SEC. 824. Third-party review.

Section 7105(e) of title 41, United States Code, is amended by adding at the end the following:

“(3) CONTRACT BUNDLING.—

“(A) IN GENERAL.—Whenever the head of a contracting agency makes a decision in accordance with section 15(a) of the Small Business Act concerning the Administrator of the Small Business Administration’s challenge to a bundling of contract requirements, the Administrator, within 10 days after such decision, may file a challenge with the appropriate agency board of contract appeals.

“(B) PROCEDURE.—The board shall provide the Administrator and the head of the contracting agency the opportunity to provide their views on the disputed contract. No oral testimony or oral argument shall be permitted. The board shall render its decision not later than 30 days after the appeal has been filed. The decision of the board shall be final.”.

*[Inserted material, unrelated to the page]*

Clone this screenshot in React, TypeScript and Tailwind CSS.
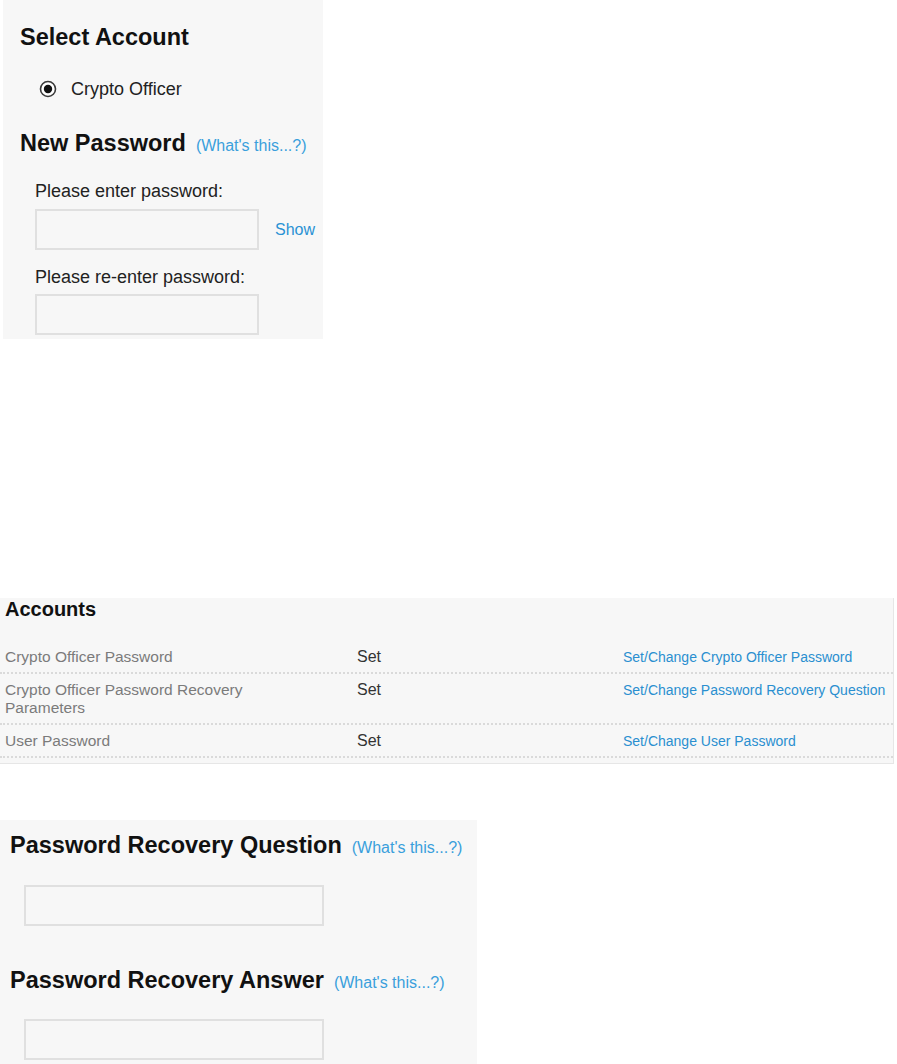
import React from 'react';

const font = { fontFamily: '"Liberation Sans", Arial, sans-serif' };

function WhatsThis() {
  return <a className="ml-[10px] text-[16px] text-[#3a9fdc] cursor-pointer">(What's this...?)</a>;
}

function Heading({ children, link = false }: { children: React.ReactNode; link?: boolean }) {
  return (
    <div className="flex items-baseline">
      <h2 className="text-[23.5px] leading-[28px] font-bold text-[#111]">{children}</h2>
      {link && <WhatsThis />}
    </div>
  );
}

function TextBox({ w }: { w: string }) {
  return <input type="text" className={`${w} h-[41px] border-2 border-[#e0e0e0] bg-[#f7f7f7] outline-none`} />;
}

const rows = [
  { name: 'Crypto Officer Password', link: 'Set/Change Crypto Officer Password' },
  { name: 'Crypto Officer Password Recovery Parameters', link: 'Set/Change Password Recovery Question' },
  { name: 'User Password', link: 'Set/Change User Password' },
];

export default function App() {
  return (
    <div className="min-h-[1064px] bg-white" style={font}>
      {/* select account / new password */}
      <div className="ml-[3px] w-[320px] bg-[#f7f7f7] pt-[23px] pl-[17px] pb-[4px]">
        <Heading>Select Account</Heading>
        <label className="mt-[26px] ml-[19px] flex h-[24px] items-center">
          <svg width="18" height="18" viewBox="0 0 18 18">
            <circle cx="9" cy="9" r="7.5" fill="#fff" stroke="#3a3a3a" strokeWidth="1.6" />
            <circle cx="9" cy="9" r="4.2" fill="#111" />
          </svg>
          <span className="ml-[14px] text-[18px] text-[#222]">Crypto Officer</span>
        </label>
        <div className="mt-[28px]">
          <Heading link>New Password</Heading>
        </div>
        <div className="pl-[15px]">
          <div className="mt-[22px] text-[18px] leading-[22px] text-[#222]">Please enter password:</div>
          <div className="mt-[7px] flex items-center">
            <TextBox w="w-[224px]" />
            <a className="ml-[16px] text-[16px] text-[#2a92d4] cursor-pointer">Show</a>
          </div>
          <div className="mt-[16px] text-[18px] leading-[22px] text-[#222]">Please re-enter password:</div>
          <div className="mt-[6px]">
            <TextBox w="w-[224px]" />
          </div>
        </div>
      </div>

      {/* accounts table */}
      <div className="mt-[259px] w-[894px] border-r border-b border-[#e6e6e6] bg-[#f7f7f7]">
        <h2 className="pl-[5px] text-[20px] leading-[22px] font-bold text-[#111]">Accounts</h2>
        <div className="mt-[21px]">
          {rows.map((r) => (
            <div key={r.name} className="grid grid-cols-[335px_283px_1fr] border-b-2 border-dotted border-[#dadada] pt-[7px] pb-[6px]">
              <div className="max-w-[260px] pl-[5px] text-[15.5px] leading-[18px] text-[#7b7b7b]">{r.name}</div>
              <div className="pl-[22px] text-[16px] leading-[18px] text-[#333]">Set</div>
              <a className="pl-[5px] text-[14px] leading-[18px] text-[#2a8fd0] cursor-pointer">{r.link}</a>
            </div>
          ))}
        </div>
        <div className="h-[5px]" />
      </div>

      {/* recovery question / answer */}
      <div className="mt-[56px] w-[477px] bg-[#f7f7f7] pt-[11px] pl-[10px] pb-[8px]">
        <Heading link>Password Recovery Question</Heading>
        <div className="mt-[25px] pl-[14px]">
          <TextBox w="w-[300px]" />
        </div>
        <div className="mt-[40px]">
          <Heading link>Password Recovery Answer</Heading>
        </div>
        <div className="mt-[24px] pl-[14px]">
          <TextBox w="w-[300px]" />
        </div>
      </div>
    </div>
  );
}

SEC. 831. Criminal violations.

Section 1001(a) of title 18, United States Code, is amended—

(1) in paragraph (2), by striking “or” at the end;

(2) in paragraph (3), by adding “or” at the end;

(3) by inserting after paragraph (3) the following:

“(4) makes in writing or electronically a false statement concerning status as a small business concern (as defined in section 3 of the Small Business Act (15 U.S.C. 632)) or compliance with the requirements of the Small Business Act (15 U.S.C. 631 et seq.) in an effort to obtain, retain, or complete a Federal Government contract;”; and

(4) by adding at the end the following: “Notwithstanding section 3571(e), for a violation of paragraph (4) of this subsection, the fine under this title shall be the total value of the contract or $1,000,000, whichever is greater.”.